As John Milton wrote in a Sonnet:
When I consider how my light is spent
Ere half my days, in this dark world and wide,
And that one talent, which is death to hide,
Lodged with me useless, though my soul more bent
To serve therewith my Maker, and present
My true account, lest He, returning, chide
Living as we do by God’s grace in Jesus, we know that at times we’ll fail, or at least not accomplish all we set out to do. All sins of commission, faithfully confessed, receive God’s mercy. But it is the sin of omission, the sin of not even trying, the sin of sitting on the bench when God gives us a mission – that is the sin that seems to me to grieve God especially.

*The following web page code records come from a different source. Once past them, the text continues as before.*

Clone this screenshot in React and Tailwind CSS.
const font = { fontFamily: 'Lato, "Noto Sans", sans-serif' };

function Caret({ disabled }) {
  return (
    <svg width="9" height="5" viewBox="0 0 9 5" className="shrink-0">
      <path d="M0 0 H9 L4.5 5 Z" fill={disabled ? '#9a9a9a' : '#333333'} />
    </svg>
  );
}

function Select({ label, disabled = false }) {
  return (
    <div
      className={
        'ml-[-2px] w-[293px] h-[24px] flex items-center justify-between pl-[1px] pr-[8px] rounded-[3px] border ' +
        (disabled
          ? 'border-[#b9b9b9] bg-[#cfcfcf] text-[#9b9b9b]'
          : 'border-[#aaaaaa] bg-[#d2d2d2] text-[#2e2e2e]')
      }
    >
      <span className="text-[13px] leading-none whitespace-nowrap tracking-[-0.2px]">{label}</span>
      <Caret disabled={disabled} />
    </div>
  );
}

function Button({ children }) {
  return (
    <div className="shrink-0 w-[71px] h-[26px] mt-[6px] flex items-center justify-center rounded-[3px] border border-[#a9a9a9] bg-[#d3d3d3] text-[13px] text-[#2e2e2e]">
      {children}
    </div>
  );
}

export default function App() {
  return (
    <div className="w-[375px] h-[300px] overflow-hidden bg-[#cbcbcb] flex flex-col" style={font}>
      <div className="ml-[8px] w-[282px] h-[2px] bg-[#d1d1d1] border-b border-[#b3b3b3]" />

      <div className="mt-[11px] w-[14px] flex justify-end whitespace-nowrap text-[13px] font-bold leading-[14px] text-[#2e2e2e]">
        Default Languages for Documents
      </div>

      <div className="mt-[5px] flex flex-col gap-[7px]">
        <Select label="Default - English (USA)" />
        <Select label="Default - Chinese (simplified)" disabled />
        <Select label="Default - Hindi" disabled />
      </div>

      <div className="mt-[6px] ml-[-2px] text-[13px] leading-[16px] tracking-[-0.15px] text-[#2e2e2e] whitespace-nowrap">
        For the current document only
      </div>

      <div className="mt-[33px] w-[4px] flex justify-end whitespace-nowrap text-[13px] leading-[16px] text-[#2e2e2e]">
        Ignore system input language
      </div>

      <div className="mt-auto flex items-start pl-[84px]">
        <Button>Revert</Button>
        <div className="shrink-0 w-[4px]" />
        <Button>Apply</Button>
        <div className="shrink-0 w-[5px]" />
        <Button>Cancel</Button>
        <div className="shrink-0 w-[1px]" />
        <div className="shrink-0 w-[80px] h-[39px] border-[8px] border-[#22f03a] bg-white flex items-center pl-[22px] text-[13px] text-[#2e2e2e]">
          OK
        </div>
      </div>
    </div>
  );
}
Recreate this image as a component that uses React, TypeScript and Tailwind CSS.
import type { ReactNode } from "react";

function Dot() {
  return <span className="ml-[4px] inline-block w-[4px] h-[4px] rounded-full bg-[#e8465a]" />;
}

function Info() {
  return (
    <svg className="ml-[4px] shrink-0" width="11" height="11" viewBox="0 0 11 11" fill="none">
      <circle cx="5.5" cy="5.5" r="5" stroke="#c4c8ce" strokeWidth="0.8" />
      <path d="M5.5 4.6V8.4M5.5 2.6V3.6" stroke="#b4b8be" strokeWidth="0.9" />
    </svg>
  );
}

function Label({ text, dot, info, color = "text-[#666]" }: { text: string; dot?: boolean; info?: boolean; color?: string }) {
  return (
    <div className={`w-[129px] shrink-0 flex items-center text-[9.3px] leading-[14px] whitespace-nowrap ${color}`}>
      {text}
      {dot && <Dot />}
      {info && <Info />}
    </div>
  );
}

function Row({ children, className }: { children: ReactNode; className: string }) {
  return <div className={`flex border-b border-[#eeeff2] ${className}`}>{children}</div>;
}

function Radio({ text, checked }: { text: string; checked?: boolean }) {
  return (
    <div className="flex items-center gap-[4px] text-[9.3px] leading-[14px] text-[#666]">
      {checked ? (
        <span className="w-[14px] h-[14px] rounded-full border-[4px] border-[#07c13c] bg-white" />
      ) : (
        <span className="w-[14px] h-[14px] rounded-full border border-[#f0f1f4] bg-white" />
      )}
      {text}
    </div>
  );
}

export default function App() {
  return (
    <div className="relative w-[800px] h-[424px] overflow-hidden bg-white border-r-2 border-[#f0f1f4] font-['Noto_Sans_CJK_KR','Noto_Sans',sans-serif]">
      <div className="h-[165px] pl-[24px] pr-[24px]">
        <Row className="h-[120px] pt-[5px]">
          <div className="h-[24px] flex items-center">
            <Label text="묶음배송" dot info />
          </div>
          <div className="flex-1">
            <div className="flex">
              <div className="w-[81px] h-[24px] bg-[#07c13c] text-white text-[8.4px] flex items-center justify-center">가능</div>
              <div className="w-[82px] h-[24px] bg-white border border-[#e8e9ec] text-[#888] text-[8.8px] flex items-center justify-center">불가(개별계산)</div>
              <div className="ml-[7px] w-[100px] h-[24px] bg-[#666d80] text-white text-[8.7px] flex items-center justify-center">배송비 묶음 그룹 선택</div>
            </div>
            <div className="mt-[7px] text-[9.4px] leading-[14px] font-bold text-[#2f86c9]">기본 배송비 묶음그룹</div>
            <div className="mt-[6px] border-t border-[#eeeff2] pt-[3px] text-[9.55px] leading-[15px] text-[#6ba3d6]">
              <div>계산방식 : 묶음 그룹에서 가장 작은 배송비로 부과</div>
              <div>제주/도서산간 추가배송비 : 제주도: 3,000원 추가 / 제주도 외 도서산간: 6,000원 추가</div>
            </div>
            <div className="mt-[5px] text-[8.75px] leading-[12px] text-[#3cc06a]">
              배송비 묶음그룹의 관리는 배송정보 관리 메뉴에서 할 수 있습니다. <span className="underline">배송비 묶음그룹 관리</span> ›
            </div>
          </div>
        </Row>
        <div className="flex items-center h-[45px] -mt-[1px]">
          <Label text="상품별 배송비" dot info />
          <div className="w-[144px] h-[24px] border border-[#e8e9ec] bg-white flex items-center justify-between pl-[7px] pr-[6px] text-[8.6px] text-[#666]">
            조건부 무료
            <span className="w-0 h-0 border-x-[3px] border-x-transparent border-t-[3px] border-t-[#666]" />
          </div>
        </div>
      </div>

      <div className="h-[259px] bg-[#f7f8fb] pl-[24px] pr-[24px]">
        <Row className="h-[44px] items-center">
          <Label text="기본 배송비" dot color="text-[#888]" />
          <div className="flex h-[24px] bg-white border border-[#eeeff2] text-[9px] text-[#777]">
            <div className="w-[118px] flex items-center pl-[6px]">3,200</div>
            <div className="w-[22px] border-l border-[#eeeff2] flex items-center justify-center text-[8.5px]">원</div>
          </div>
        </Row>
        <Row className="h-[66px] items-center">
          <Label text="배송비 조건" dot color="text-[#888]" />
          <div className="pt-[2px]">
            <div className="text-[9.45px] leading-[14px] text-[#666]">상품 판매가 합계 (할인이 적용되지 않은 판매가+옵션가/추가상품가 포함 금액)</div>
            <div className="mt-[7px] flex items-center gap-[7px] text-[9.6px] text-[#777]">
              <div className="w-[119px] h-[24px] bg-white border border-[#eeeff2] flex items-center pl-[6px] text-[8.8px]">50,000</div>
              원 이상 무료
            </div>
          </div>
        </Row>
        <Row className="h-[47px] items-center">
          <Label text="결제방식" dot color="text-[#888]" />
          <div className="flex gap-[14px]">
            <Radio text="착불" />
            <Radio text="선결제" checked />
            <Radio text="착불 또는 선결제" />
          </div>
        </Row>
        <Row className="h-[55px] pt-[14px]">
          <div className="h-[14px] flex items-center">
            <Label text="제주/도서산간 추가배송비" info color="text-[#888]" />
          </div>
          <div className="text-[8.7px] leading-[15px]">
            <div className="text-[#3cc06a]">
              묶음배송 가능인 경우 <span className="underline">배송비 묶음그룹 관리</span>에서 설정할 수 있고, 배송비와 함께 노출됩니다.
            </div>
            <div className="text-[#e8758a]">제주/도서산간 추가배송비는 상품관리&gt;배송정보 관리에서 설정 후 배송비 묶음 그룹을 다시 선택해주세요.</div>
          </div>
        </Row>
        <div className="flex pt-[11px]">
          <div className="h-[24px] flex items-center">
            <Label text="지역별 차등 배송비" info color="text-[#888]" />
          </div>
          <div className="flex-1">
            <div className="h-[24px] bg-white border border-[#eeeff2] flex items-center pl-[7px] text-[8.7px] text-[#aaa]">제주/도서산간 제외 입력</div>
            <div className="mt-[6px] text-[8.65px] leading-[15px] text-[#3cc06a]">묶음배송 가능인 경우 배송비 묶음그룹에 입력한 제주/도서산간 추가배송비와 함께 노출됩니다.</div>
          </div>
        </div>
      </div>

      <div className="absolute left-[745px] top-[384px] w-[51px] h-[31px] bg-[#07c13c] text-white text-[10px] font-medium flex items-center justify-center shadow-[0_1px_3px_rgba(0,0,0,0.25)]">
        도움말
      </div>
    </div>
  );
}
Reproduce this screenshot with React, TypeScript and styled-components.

Many of you have heard me (and others) say: “The Church does not have a mission, God has a mission.” The real question then becomes: “Does God have a Church for God’s mission?”
So, what do you say? Let’s take some risks together. To paraphrase Oswald Chambers: “Let’s give our utmost for God’s highest.” And when we’re wounded and we fail (and we will), we will accept those wounds, learn from them, and press on.
Alan Paton, in his masterful work, Cry the Beloved Country, has one of his characters say the following:
I don’t worry about the wounds. When I go up there, which is my intention, the Big Judge will say to me,
“Where are your wounds?”
And if I say, “I haven’t any,”
He will ask, “Was there nothing worth fighting for?”
Like me, I know you believe that the Gospel of Jesus is worth fighting for, not with conventional weapons, of course, but rather with the weapons of love, compassion, and mercy. The world has always needed the Gospel of Jesus; the salvation that can only come from him.
I want to end this address with a verse from one of my favorite hymns, which we will sing later at our noonday prayers: O Zion haste, thy mission high fulfilling. Verse 3 goes:
Send heralds forth to bear the message glorious;
Give of thy wealth to speed them on their way;
Pour out thy soul for them in prayer victorious;
Till God shall bring his kingdom’s joyful day.
Publish glad tidings: tidings of peace,
tidings of Jesus, redemption and release.
To this Jesus we ascribe all power, dominion, glory, and might. And he shall reign forever and ever. Amen. And alleluia.